Things have been mostly quiet since we returned from Maine. Back to the drudgeries of work and chores and life’s usual aches and pains yadda yadda yadda, so there’s not been much to share.
What has changed (or resurfaced, for those who have been following me long enough) is my latest round of “Idle Eyes vs the ever expanding waistline.” Yup, I’m counting calories and upping my exercise, again, to try to undo the damage I have done over the last year. To say I have been inactive and eating and drinking with abandon would be a NICE way of putting it. The depression, anger and frustration that come from weight gain and an inability to fit into my clothes is a Mobius Strip.
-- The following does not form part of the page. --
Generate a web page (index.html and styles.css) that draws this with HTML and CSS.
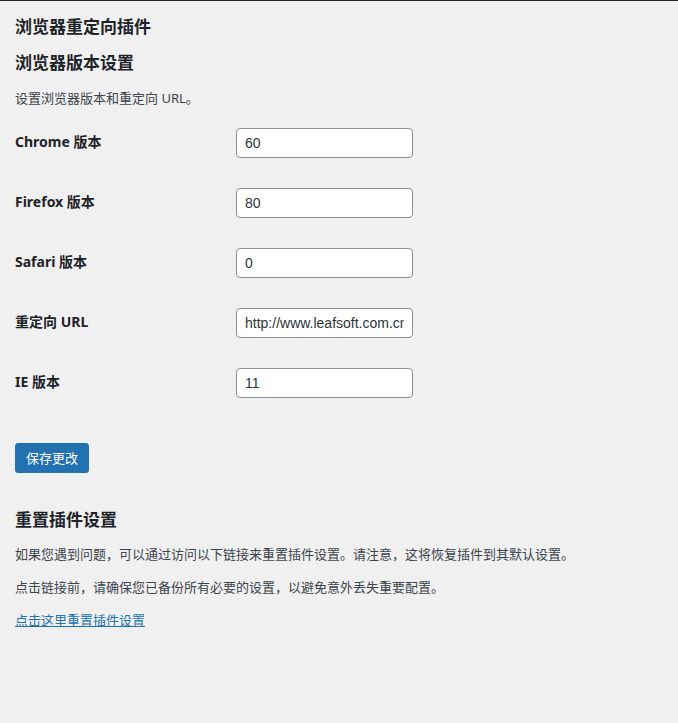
FILE: index.html
```html
<!DOCTYPE html>
<html lang="zh-CN">
<head>
<meta charset="utf-8">
<title>浏览器重定向插件</title>
<link rel="stylesheet" href="styles.css">
</head>
<body>
<div class="wrap">
  <h1 class="page-title">浏览器重定向插件</h1>
  <h2 class="section-title">浏览器版本设置</h2>
  <p class="desc">设置浏览器版本和重定向 URL。</p>
  <div class="form-table">
    <div class="row"><label class="label" for="chrome">Chrome 版本</label><input class="field" id="chrome" type="text" value="60"></div>
    <div class="row"><label class="label" for="firefox">Firefox 版本</label><input class="field" id="firefox" type="text" value="80"></div>
    <div class="row"><label class="label" for="safari">Safari 版本</label><input class="field" id="safari" type="text" value="0"></div>
    <div class="row"><label class="label" for="url">重定向 URL</label><input class="field" id="url" type="text" value="http://www.leafsoft.com.cn"></div>
    <div class="row"><label class="label" for="ie">IE 版本</label><input class="field" id="ie" type="text" value="11"></div>
  </div>
  <div class="submit"><button class="button-primary" type="button">保存更改</button></div>
  <h2 class="section-title reset-title">重置插件设置</h2>
  <p class="text">如果您遇到问题，可以通过访问以下链接来重置插件设置。请注意，这将恢复插件到其默认设置。</p>
  <p class="text">点击链接前，请确保您已备份所有必要的设置，以避免意外丢失重要配置。</p>
  <p class="text"><a class="link" href="#">点击这里重置插件设置</a></p>
</div>
</body>
</html>
```
FILE: styles.css
```css
html, body {
  margin: 0;
  padding: 0;
}
body {
  background: #f0f0f1;
  border-top: 1px solid #1d2327;
  color: #3c434a;
  font-family: "Noto Sans", "Noto Sans CJK SC", sans-serif;
  font-size: 13px;
  line-height: 1.5;
  min-height: 722px;
}
.wrap {
  padding: 15px 15px 0 15px;
}
.page-title, .section-title {
  margin: 0;
  font-size: 17px;
  line-height: 22px;
  font-weight: 700;
  color: #1d2327;
}
.section-title {
  margin-top: 14px;
}
.desc {
  margin: 14px 0 0 0;
  line-height: 20px;
}
.form-table {
  margin-top: 5px;
  display: flex;
  flex-direction: column;
}
.row {
  display: grid;
  grid-template-columns: 221px 177px;
  align-items: center;
  height: 60px;
}
.label {
  font-size: 14px;
  font-weight: 700;
  color: #1d2327;
  line-height: 18px;
  margin-top: -2px;
}
.field {
  box-sizing: border-box;
  width: 177px;
  height: 30px;
  margin: 0;
  padding: 0 8px;
  border: 1px solid #8c8f94;
  border-radius: 4px;
  background: #fff;
  color: #2c3338;
  font-family: "Liberation Sans", "Noto Sans CJK SC", sans-serif;
  font-size: 14px;
}
.submit {
  margin-top: 30px;
}
.button-primary {
  box-sizing: border-box;
  height: 30px;
  padding: 0 10px;
  border: 1px solid #2271b1;
  border-radius: 3px;
  background: #2271b1;
  color: #fff;
  font-family: "Noto Sans", "Noto Sans CJK SC", sans-serif;
  font-size: 13px;
  line-height: 28px;
}
.reset-title {
  margin-top: 36px;
}
.text {
  margin: 13px 0 0 0;
  line-height: 20px;
}
.link {
  color: #2271b1;
  text-decoration: underline;
}
```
I gain weight, then react to the negative emotions the gain causes by eating and loafing, which causes more weight gain, which then causes more depression, anger and frustration, repeat ad nauseum.
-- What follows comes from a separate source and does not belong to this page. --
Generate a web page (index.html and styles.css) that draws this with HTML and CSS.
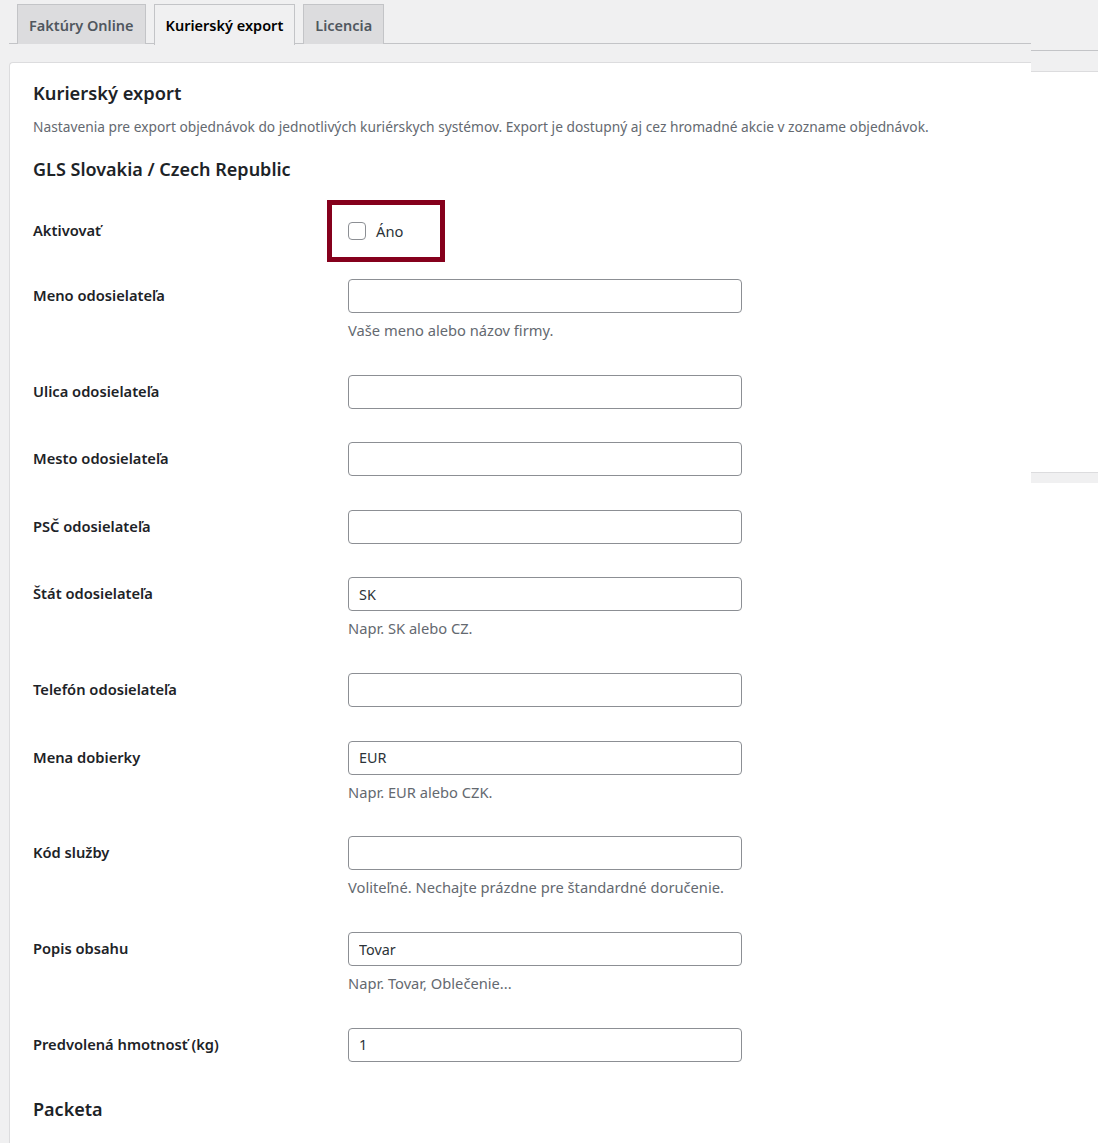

My “rock bottom” seems to sink deeper and deeper, and this latest weight gain is the farthest I have fallen (or the most I have gained, to be precise) since my initial weight loss back in 1996. (I went from 256 to 174 for those who don’t know). I knew it was getting worse, I felt it, I saw it. I just couldn’t energize myself to do anything about it. I even tried to embrace the “love myself and enjoy life, no matter my size” philosophy and pretended not to care. That didn’t work and I just got more and more self-loathing as time passed and pounds piled on. I can now only wear about 25% of my clothing.
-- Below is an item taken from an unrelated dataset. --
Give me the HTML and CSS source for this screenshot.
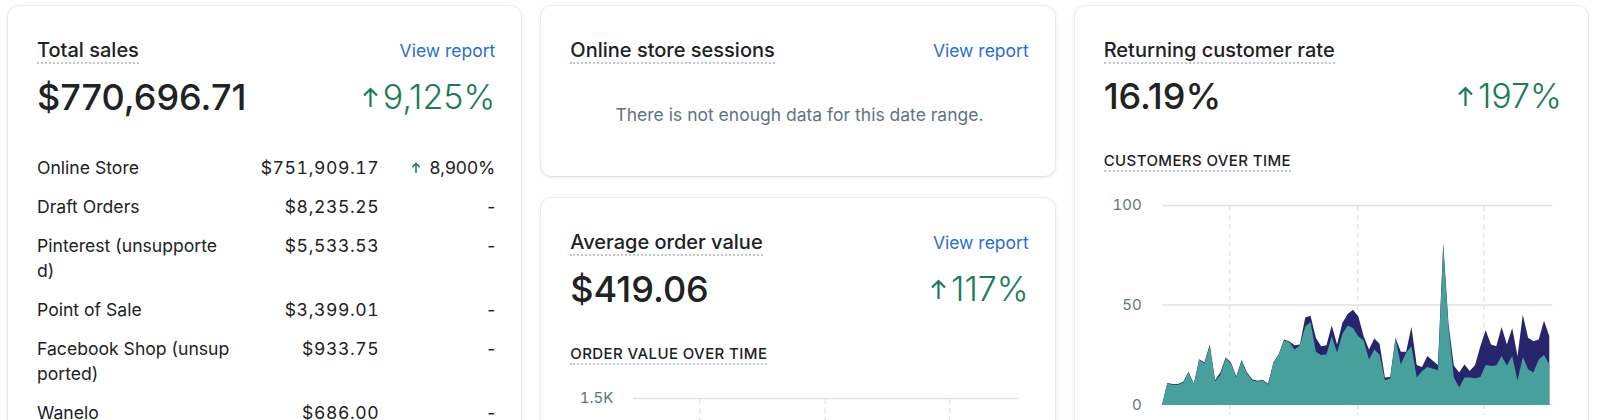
FILE: index.html
```html
<!DOCTYPE html>
<html lang="en">

<head>
    <meta charset="UTF-8">
    <meta name="viewport" content="width=device-width, initial-scale=1.0">
    <title>Analytics</title>
    <link rel="stylesheet" href="styles.css">
</head>

<body>
    <div class="dashboard">

        <div class="card">
            <div class="card-header">
                <h2 class="card-title"><span>Total sales</span></h2>
                <a class="report-link">View report</a>
            </div>
            <div class="metric">
                <span class="metric-value">$770,696.71</span>
                <span class="delta">
                    <svg class="arrow" viewBox="0 0 15 20"><path d="M7.5 20V2M1 8.5l6.5-6.5 6.5 6.5" /></svg>9,125%
                </span>
            </div>
            <div class="channels">
                <div class="channel-row">
                    <span class="channel-name">Online Store</span>
                    <span class="channel-amount">$751,909.17</span>
                    <span class="channel-change"><svg class="arrow-small" viewBox="0 0 10 11"><path d="M5 11V1.5M1.2 5.2 5 1.4l3.8 3.8" /></svg>8,900%</span>
                </div>
                <div class="channel-row">
                    <span class="channel-name">Draft Orders</span>
                    <span class="channel-amount">$8,235.25</span>
                    <span class="channel-change">-</span>
                </div>
                <div class="channel-row">
                    <span class="channel-name">Pinterest (unsupported)</span>
                    <span class="channel-amount">$5,533.53</span>
                    <span class="channel-change">-</span>
                </div>
                <div class="channel-row">
                    <span class="channel-name">Point of Sale</span>
                    <span class="channel-amount">$3,399.01</span>
                    <span class="channel-change">-</span>
                </div>
                <div class="channel-row">
                    <span class="channel-name">Facebook Shop (unsupported)</span>
                    <span class="channel-amount">$933.75</span>
                    <span class="channel-change">-</span>
                </div>
                <div class="channel-row">
                    <span class="channel-name">Wanelo</span>
                    <span class="channel-amount">$686.00</span>
                    <span class="channel-change">-</span>
                </div>
            </div>
        </div>

        <div class="column">
            <div class="card">
                <div class="card-header">
                    <h2 class="card-title"><span>Online store sessions</span></h2>
                    <a class="report-link">View report</a>
                </div>
                <p class="empty-state">There is not enough data for this date range.</p>
            </div>

            <div class="card">
                <div class="card-header">
                    <h2 class="card-title"><span>Average order value</span></h2>
                    <a class="report-link">View report</a>
                </div>
                <div class="metric">
                    <span class="metric-value">$419.06</span>
                    <span class="delta">
                        <svg class="arrow" viewBox="0 0 15 20"><path d="M7.5 20V2M1 8.5l6.5-6.5 6.5 6.5" /></svg>117%
                    </span>
                </div>
                <div class="section-label"><span>Order value over time</span></div>
                <div class="chart chart-wide">
                    <div class="y-axis">
                        <span>1.5K</span>
                        <span>1K</span>
                        <span>500</span>
                        <span>0</span>
                    </div>
                    <svg class="plot" viewBox="0 0 390 200" preserveAspectRatio="none" data-max="1500">
                        <line class="grid" x1="0" y1="0.5" x2="390" y2="0.5" />
                        <line class="grid" x1="0" y1="66.7" x2="390" y2="66.7" />
                        <line class="grid" x1="0" y1="133.3" x2="390" y2="133.3" />
                        <line class="grid" x1="0" y1="199.5" x2="390" y2="199.5" />
                        <line class="tick" x1="67.5" y1="1" x2="67.5" y2="210" />
                        <line class="tick" x1="194.5" y1="1" x2="194.5" y2="210" />
                        <line class="tick" x1="320.5" y1="1" x2="320.5" y2="210" />
                        <polygon class="area-total" data-values="0 310 290 360 420 380 300 510 470 430 520 560 480 390 450 610 540 470 420 500 560 640 580 520 610 700 650 560 520 590 640 700 620 540 580 660 720 630 560 510 580 620 690 610" />
                        <polygon class="area-returning" data-values="0 280 260 330 380 350 280 460 430 400 480 510 430 360 420 560 500 430 380 460 510 580 530 470 560 640 590 510 470 540 580 640 560 490 530 600 650 570 510 460 530 560 620 550" />
                    </svg>
                </div>
            </div>
        </div>

        <div class="card">
            <div class="card-header">
                <h2 class="card-title"><span>Returning customer rate</span></h2>
            </div>
            <div class="metric">
                <span class="metric-value">16.19%</span>
                <span class="delta">
                    <svg class="arrow" viewBox="0 0 15 20"><path d="M7.5 20V2M1 8.5l6.5-6.5 6.5 6.5" /></svg>197%
                </span>
            </div>
            <div class="section-label"><span>Customers over time</span></div>
            <div class="chart">
                <div class="y-axis">
                    <span>100</span>
                    <span>50</span>
                    <span>0</span>
                </div>
                <svg class="plot" viewBox="0 0 390 200" preserveAspectRatio="none" data-max="100">
                    <line class="grid" x1="0" y1="0.5" x2="390" y2="0.5" />
                    <line class="grid" x1="0" y1="100" x2="390" y2="100" />
                    <line class="grid" x1="0" y1="199.5" x2="390" y2="199.5" />
                    <line class="tick" x1="67.5" y1="1" x2="67.5" y2="210" />
                    <line class="tick" x1="195.5" y1="1" x2="195.5" y2="210" />
                    <line class="tick" x1="321.5" y1="1" x2="321.5" y2="210" />
                    <polygon class="area-total" data-values="0 11 10.5 10.5 11.6 16.6 10.5 22.9 21.3 30.3 12.4 16.2 23.7 21.3 14.2 22.5 16.4 12.9 12.1 12.6 10.6 21.2 25.3 32.7 31.9 29.9 30.2 43.8 44.6 33.6 29.4 29.9 39.8 30.2 41 45.5 47.6 44.3 34.4 27.8 33.2 30.6 13.7 14 33.6 26.6 26.6 39 20 19 24.5 22.3 20 80.7 40.2 19.8 16.2 20.3 17 20 29.4 37.4 30.2 29.4 39 30.2 38.5 24.5 45.1 33.6 31.9 32.7 42.1 34.4" />
                    <polygon class="area-returning" data-values="0 10.7 10.1 10.1 11.2 16.2 10.1 22.5 20.7 29.8 11.7 15 23.3 20.7 13.7 22 15.7 12.4 11.7 12.4 10.1 20.7 25 32.2 31.6 27.8 29.9 39.3 41.5 26.6 25 25.3 34.4 26.1 35.5 39.8 38.5 34.4 32.2 22.8 27.8 25.3 12.4 13.2 33.2 20.3 26.1 29.4 13.7 17 19 18.3 17.4 79 38.5 13.7 8.8 13.7 13.7 13.4 14 20 19.5 19.8 24.5 19.8 24.5 12.1 24 17.9 16.2 22.8 25 20.3" />
                </svg>
            </div>
        </div>

    </div>

    <script>
        // build the area shapes from the daily values
        document.querySelectorAll('.plot').forEach(function (svg) {
            var max = parseFloat(svg.dataset.max);
            svg.querySelectorAll('[data-values]').forEach(function (area) {
                var values = area.dataset.values.trim().split(/\s+/).map(Number);
                var step = 387 / (values.length - 1);
                var points = values.map(function (v, i) {
                    return (i * step).toFixed(1) + ',' + (200 - v / max * 200).toFixed(1);
                });
                area.setAttribute('points', '0,200 ' + points.join(' ') + ' 387,200');
            });
        });
    </script>
</body>

</html>
```

FILE: styles.css
```css
body {
    margin: 0;
    background: #ffffff;
    font-family: Inter, "Liberation Sans", sans-serif;
    color: #202223;
}

.dashboard {
    display: grid;
    grid-template-columns: repeat(3, 1fr);
    column-gap: 20px;
    align-items: start;
    padding: 6px 12px 0 8px;
}

.column {
    display: flex;
    flex-direction: column;
    gap: 22px;
}

.card {
    background: #ffffff;
    border-radius: 11px;
    padding: 28px 26px 28px 29px;
    box-shadow: 0 0 0 1px rgba(63, 63, 68, 0.05), 0 1px 4px rgba(63, 63, 68, 0.16);
}

.card-header {
    display: flex;
    justify-content: space-between;
    align-items: baseline;
    line-height: 32px;
}

.card-title {
    margin: 0;
    font-size: 20px;
    font-weight: 500;
}

.card-title span {
    border-bottom: 2px dotted #c1c7d0;
}

.report-link {
    color: #2c6ecb;
    font-size: 17.5px;
    cursor: pointer;
}

.metric {
    display: flex;
    justify-content: space-between;
    align-items: center;
    margin-top: 8px;
    line-height: 44px;
}

.metric-value {
    font-size: 36px;
    font-weight: 500;
}

.delta {
    display: flex;
    align-items: center;
    gap: 5px;
    color: #1c7c57;
    font-size: 34px;
    font-weight: 300;
}

.arrow {
    width: 15px;
    height: 20px;
    fill: none;
    stroke: currentColor;
    stroke-width: 2.2;
}

.arrow-small {
    width: 10px;
    height: 11px;
    margin-right: 9px;
    fill: none;
    stroke: #1c7c57;
    stroke-width: 1.5;
}

.channels {
    margin-top: 29px;
    font-size: 17.6px;
}

.channel-row {
    display: grid;
    grid-template-columns: 194.5px 1fr 116px;
    align-items: start;
    padding: 7px 0;
    line-height: 25px;
}

.channel-name {
    word-break: break-all;
}

.channel-amount {
    text-align: right;
    font-variant-numeric: tabular-nums;
    letter-spacing: 0.6px;
}

.channel-change {
    display: flex;
    justify-content: flex-end;
    align-items: center;
    height: 25px;
}

.empty-state {
    margin: 0;
    padding: 36px 0 21px;
    text-align: center;
    line-height: 24px;
    font-size: 17.5px;
    color: #637381;
}

.section-label {
    margin-top: 33px;
    line-height: 20px;
    font-size: 15px;
    font-weight: 500;
    letter-spacing: 0.4px;
    text-transform: uppercase;
}

.section-label span {
    border-bottom: 2px dotted #c1c7d0;
}

.chart {
    display: grid;
    grid-template-columns: 38px 1fr;
    column-gap: 20px;
    margin-top: 34px;
    padding-right: 10px;
}

.chart-wide {
    grid-template-columns: 43px 1fr;
}

.y-axis {
    display: flex;
    flex-direction: column;
    justify-content: space-between;
    height: 220px;
    margin-top: -10px;
    text-align: right;
    line-height: 20px;
    font-size: 15px;
    font-variant-numeric: tabular-nums;
    color: #637381;
}

.plot {
    width: 100%;
    height: 200px;
    overflow: visible;
}

.grid {
    stroke: #e1e3ea;
    stroke-width: 1.3;
}

.tick {
    stroke: #dfe2ea;
    stroke-width: 1.3;
    stroke-dasharray: 5 4;
}

.area-total {
    fill: #26256d;
}

.area-returning {
    fill: #48a09d;
}
```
I’m not exactly sure what finally clicked in my head but something did and I feel back in control of the situation for the first time in a long time. I don’t approach weight loss as “I’m going to try.” I approach it is “I am going to do.” And I put everything in place to ensure my success.
Step 1: Purge the house of all the awful crap that has made its way into my cabinets and fridge in the guise of “comfort food.” (No crap at work in my desk drawers, either.)
Step 2: Set a firm “ideal weight.” goal.
Step 3: Plan out my meals, snacks and beverages.
Step 4: Purchase foods that fit within my meal plan and calorie limitations.
Step 5: Get exercise a BARE MINIMUM of 30 minutes a day, but supplement as much as possible as often as possible, whenever and wherever I can (walking at lunch time, always use stairs, use the bathroom on the 1st floor at work so I have to climb the 4 flights of stairs multiple times a day, pick one house chore/project a day that requires me to be mobile, walk the dogs more, etc.)
Step 6: Limit my alcohol intake to special occasions.
Here are some other things I do to make it easier for me to be successful, as well:
I pick a day as my weigh in day and commit to weighing in each week and record the results, good or bad. I use to weigh every day, for motivation, but any morning I showed even a slight gain sent me into a depression. A weekly weigh in suits me better.
I use the “My Fitness Pal” app on my iPhone. It helps me keep track of the foods and calories I eat, the exercise I do and the calories I burn, the water I drink and the progress I make on my weight loss.
I eat NOTHJING unless I’ve researched it and decided it’s worth eating. I call it “intentional eating.” Even any snacking I do is planned for. No popping anything (food items, people) in my mouth casually or thoughtlessly. The only beverage I drink freely is water. Everything else is measured and tracked, from the Tablespoonful of Sugar Free French Vanilla in my coffee in the morning to the cup of applesauce or bag of baby carrots I eat for afternoon snack.
To nutshell it: move more, eat less and better and only eat intentionally.
I have a long way to go, as I have strayed far from the path. I want to lose 45.2 lbs. Correction. I WILL lose 42.5 lbs. (Please note: anyone who attempts to and/or successfully guesses my current weight will be banned from my blog and shunned for life.)